Der anteilige Vergütungsanspruch des AN, der nach einer freien Kündigung des AG auf die bislang nicht erbrachten Leistungen entfällt, besteht gem. § 648 Satz 2 BGB von vorneherein nur abzüglich der ersparten Aufwendungen und eines anderweitigen Erwerbs. Die Beweislast für die Höhe dieser Abzüge liegt dabei grundsätzlich beim AG, der aber regelmäßig keine Kenntnis über die Betriebsinterna des AN hat. Hier nun setzt die vorliegende - die bisherige Rechtsprechung (vgl. BGH, IBR 2015, 201) bestätigende - Entscheidung an. Danach trifft den AN eine sekundäre Darlegungslast, wonach er im Rahmen seiner Abrechnung über die kalkulatorischen Grundlagen jedenfalls so viel vortragen muss, dass dem AG eine sachgerechte Rechtswahrung ermöglicht wird. Ein unzureichender Vortrag kann dann auch nicht durch eine gerichtliche Schätzung gem. § 287 ZPO "geheilt" werden.

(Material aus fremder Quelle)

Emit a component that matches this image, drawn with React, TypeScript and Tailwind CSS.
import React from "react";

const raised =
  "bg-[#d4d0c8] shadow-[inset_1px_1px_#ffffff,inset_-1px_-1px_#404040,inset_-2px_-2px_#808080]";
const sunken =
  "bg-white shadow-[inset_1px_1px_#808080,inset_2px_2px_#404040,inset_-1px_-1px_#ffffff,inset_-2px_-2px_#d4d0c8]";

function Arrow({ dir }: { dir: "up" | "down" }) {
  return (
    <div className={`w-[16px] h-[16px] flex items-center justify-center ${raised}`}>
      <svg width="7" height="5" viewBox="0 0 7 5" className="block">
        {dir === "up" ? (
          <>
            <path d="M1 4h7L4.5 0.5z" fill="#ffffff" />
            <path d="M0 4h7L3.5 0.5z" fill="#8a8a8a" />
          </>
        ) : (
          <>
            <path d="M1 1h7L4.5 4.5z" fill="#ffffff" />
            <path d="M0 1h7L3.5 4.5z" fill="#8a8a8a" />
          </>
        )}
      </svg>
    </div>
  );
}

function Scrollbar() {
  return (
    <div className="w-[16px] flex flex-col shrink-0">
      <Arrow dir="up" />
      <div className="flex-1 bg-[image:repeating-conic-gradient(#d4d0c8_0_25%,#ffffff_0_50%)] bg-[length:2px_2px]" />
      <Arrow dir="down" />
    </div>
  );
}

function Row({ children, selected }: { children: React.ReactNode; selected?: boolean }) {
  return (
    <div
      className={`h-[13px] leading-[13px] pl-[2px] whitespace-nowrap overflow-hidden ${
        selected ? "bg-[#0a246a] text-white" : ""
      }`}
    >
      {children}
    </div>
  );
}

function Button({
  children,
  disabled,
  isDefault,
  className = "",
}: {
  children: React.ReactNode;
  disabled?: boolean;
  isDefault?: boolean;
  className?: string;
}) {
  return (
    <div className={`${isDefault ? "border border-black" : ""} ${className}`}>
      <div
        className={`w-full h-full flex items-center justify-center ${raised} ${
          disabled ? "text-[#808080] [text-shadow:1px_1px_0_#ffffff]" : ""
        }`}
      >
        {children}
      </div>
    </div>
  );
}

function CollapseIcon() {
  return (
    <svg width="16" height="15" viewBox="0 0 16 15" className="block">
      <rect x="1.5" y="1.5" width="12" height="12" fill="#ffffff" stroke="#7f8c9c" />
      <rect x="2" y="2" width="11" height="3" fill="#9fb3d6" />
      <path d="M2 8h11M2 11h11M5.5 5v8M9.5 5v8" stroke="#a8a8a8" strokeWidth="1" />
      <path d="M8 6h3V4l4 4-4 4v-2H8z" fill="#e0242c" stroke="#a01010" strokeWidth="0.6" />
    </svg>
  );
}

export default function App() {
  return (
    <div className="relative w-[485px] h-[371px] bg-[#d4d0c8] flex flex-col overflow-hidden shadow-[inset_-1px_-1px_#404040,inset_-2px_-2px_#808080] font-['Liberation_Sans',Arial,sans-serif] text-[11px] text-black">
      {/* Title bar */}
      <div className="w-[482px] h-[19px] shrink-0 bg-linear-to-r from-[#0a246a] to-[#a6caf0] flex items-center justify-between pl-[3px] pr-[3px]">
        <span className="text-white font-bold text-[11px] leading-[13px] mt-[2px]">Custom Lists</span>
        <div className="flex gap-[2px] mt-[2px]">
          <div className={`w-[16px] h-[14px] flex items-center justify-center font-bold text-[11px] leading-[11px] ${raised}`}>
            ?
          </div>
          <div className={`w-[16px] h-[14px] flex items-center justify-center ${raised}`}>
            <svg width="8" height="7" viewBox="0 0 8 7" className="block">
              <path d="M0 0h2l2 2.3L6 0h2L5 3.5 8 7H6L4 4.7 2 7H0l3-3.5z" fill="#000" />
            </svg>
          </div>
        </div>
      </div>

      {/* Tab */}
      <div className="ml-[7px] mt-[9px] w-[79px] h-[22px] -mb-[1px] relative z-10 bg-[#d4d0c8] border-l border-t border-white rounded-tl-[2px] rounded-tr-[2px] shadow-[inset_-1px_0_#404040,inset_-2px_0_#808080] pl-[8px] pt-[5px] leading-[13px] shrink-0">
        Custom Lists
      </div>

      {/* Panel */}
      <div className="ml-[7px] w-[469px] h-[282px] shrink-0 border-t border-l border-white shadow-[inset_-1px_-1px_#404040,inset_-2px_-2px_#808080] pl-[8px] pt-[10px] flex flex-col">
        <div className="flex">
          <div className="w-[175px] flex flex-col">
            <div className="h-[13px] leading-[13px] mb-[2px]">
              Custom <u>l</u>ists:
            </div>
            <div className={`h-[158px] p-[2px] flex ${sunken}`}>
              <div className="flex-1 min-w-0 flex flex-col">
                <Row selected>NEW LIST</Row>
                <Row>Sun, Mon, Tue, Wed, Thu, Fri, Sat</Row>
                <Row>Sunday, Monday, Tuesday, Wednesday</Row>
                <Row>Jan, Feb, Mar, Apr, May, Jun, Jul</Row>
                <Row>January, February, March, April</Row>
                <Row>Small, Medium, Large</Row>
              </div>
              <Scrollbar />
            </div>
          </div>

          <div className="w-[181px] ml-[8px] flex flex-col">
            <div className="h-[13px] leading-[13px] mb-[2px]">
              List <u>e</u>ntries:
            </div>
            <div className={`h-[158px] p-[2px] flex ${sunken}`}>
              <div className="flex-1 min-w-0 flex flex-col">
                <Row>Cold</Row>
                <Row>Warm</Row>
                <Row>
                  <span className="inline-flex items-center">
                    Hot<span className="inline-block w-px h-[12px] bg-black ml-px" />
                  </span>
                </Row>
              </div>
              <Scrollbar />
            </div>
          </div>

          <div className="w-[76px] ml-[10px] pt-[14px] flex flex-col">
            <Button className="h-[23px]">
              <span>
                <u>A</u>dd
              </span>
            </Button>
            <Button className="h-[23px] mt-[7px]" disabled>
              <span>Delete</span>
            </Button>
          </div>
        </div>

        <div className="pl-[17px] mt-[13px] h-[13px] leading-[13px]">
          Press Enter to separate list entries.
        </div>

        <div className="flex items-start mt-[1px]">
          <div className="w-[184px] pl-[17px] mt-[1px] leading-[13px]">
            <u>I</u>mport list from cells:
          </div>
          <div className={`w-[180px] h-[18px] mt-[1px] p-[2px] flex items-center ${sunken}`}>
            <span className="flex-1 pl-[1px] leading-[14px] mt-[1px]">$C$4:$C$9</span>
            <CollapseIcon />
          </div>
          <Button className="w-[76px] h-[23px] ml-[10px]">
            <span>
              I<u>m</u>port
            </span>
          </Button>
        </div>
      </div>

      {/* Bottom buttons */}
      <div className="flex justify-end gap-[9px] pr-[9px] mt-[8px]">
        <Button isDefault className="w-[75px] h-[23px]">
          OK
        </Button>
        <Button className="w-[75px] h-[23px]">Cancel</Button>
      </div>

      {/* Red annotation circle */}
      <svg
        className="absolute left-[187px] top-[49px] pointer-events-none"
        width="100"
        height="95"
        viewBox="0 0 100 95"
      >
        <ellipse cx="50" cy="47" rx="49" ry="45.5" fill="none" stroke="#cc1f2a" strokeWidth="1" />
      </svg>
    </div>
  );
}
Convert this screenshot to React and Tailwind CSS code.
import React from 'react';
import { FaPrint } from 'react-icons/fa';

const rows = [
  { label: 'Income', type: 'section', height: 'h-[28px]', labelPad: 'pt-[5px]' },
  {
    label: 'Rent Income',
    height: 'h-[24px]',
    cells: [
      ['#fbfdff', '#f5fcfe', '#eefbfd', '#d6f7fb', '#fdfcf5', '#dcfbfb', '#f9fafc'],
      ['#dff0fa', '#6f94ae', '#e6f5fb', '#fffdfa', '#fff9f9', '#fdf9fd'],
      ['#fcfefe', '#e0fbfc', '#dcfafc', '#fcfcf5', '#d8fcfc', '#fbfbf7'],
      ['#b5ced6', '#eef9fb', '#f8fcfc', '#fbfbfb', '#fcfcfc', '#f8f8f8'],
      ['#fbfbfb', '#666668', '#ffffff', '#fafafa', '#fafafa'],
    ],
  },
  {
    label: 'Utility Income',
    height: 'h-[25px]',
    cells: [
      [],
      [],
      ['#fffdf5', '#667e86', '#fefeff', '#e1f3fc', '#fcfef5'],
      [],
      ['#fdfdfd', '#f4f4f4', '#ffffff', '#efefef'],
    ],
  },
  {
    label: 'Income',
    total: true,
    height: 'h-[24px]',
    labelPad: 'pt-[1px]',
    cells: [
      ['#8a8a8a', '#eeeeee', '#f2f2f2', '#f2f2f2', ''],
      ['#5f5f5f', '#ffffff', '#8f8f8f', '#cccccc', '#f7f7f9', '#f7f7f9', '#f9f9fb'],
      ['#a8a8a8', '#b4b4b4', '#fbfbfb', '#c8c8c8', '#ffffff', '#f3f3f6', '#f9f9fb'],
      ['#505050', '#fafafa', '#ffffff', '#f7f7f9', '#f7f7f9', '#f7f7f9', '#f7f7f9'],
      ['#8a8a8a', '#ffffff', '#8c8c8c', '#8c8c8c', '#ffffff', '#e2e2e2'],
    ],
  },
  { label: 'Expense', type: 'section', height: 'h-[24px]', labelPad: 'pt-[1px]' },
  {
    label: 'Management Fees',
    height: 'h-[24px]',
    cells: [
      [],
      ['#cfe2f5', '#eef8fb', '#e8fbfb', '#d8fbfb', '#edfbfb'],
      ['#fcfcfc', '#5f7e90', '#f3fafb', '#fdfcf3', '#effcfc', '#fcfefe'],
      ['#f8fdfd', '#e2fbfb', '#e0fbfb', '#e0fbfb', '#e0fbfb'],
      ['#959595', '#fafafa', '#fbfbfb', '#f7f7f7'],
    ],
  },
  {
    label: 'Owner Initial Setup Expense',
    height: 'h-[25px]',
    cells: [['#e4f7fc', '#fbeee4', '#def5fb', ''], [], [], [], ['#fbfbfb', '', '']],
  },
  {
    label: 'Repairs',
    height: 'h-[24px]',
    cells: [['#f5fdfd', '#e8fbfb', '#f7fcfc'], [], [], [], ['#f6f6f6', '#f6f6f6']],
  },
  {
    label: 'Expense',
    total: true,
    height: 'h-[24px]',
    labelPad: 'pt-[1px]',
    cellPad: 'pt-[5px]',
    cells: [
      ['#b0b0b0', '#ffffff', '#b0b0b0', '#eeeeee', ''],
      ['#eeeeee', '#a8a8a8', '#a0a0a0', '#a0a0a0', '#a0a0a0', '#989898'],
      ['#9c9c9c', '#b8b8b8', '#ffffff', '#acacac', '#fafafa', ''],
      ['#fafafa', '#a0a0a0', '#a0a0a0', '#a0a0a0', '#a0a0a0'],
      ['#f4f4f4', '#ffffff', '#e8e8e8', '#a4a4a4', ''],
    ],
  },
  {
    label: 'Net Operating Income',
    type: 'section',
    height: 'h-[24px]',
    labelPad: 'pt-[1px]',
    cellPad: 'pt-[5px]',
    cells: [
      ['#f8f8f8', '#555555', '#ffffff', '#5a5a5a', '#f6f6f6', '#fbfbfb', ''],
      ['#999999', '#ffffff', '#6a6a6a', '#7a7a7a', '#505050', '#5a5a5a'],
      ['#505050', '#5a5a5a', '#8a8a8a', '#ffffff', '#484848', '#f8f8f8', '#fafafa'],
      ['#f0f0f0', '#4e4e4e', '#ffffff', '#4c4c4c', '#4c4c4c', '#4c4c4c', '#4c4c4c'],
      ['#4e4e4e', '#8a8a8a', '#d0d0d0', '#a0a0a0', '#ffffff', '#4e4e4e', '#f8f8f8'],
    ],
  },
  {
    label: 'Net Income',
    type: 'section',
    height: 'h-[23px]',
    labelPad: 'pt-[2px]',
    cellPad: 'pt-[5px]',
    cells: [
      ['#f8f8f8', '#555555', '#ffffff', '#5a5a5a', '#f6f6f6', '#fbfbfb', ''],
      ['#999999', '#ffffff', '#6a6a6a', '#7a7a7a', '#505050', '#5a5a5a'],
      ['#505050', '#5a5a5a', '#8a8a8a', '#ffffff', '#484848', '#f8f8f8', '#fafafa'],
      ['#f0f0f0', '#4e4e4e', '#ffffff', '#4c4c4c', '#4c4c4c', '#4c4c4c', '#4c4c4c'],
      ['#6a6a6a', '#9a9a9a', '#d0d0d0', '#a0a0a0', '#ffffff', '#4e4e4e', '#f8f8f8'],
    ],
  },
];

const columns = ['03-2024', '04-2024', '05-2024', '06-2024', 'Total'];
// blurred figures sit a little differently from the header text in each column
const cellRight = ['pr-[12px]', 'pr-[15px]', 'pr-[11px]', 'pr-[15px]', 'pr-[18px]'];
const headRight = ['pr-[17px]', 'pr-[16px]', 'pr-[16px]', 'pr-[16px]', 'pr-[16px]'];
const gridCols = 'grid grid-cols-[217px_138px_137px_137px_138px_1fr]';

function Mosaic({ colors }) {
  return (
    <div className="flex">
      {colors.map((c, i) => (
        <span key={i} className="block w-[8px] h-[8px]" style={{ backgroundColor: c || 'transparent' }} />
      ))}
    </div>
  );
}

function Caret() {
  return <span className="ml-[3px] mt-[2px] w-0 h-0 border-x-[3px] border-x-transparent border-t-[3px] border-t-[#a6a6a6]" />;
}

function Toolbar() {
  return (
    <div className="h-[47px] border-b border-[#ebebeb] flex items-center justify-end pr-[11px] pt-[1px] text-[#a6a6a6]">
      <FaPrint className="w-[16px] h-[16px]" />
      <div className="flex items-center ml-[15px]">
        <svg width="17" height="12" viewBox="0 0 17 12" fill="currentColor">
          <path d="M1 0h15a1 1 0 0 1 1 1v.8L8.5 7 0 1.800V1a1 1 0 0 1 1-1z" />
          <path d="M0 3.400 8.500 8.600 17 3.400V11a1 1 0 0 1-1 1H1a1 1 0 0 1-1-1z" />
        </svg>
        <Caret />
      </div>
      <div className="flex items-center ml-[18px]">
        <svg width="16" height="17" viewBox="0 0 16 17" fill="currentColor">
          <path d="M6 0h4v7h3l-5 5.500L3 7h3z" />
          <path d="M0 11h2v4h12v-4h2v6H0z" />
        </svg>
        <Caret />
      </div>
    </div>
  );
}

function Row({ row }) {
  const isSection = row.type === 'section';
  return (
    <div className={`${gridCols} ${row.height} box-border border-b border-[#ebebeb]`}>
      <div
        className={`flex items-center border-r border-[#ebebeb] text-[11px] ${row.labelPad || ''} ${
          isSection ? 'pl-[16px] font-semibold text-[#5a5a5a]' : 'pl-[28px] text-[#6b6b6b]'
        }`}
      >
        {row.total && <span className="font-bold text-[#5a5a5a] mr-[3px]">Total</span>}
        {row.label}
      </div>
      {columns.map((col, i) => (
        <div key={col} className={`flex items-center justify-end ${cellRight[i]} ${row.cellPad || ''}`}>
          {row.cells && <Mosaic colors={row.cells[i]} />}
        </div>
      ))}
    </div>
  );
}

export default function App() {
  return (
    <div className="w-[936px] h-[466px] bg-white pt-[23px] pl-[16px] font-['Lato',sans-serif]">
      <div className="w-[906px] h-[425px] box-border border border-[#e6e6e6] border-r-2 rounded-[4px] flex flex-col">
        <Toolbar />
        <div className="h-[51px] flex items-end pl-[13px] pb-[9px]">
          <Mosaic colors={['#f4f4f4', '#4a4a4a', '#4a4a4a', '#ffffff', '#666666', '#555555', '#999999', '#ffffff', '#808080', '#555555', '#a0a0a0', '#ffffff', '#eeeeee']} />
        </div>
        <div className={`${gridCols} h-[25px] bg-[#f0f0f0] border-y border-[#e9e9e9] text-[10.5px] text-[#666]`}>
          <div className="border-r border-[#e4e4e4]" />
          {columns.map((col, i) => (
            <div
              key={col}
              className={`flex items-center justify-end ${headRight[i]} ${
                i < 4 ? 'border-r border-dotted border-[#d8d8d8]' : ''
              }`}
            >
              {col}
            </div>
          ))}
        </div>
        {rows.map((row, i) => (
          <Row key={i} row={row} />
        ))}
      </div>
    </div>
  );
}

Andererseits findet die sekundäre Darlegungslast ihre Grenze in der Zumutbarkeit für den AN. Das führt zu einer abgestuften Darlegungspflicht. Während zu den ersparten Aufwendungen per se genauere Ausführungen erforderlich sind, kann es unter Umständen hinsichtlich des anderweitigen Erwerbs genügen, einen solchen pauschal oder sogar stillschweigend zu verneinen (KG, IBR 2018, 495). Nicht zuletzt, weil der AN selbst das Bestehen von vorsorglich angenommenen Füllaufträgen einräumte, musste er diese vorliegend auch konkret abrechnen. Für einen AN kann es also ratsam sein, sich bei seiner Abrechnung zunächst auf den Mindestvortrag zu beschränken. Hält das Gericht weitere Ausführungen zu den Füllaufträgen für notwendig, muss es ohnehin darauf hinweisen und Gelegenheit zur Nachbesserung geben. Auch hier kann also "Weniger" manchmal "Mehr" sein.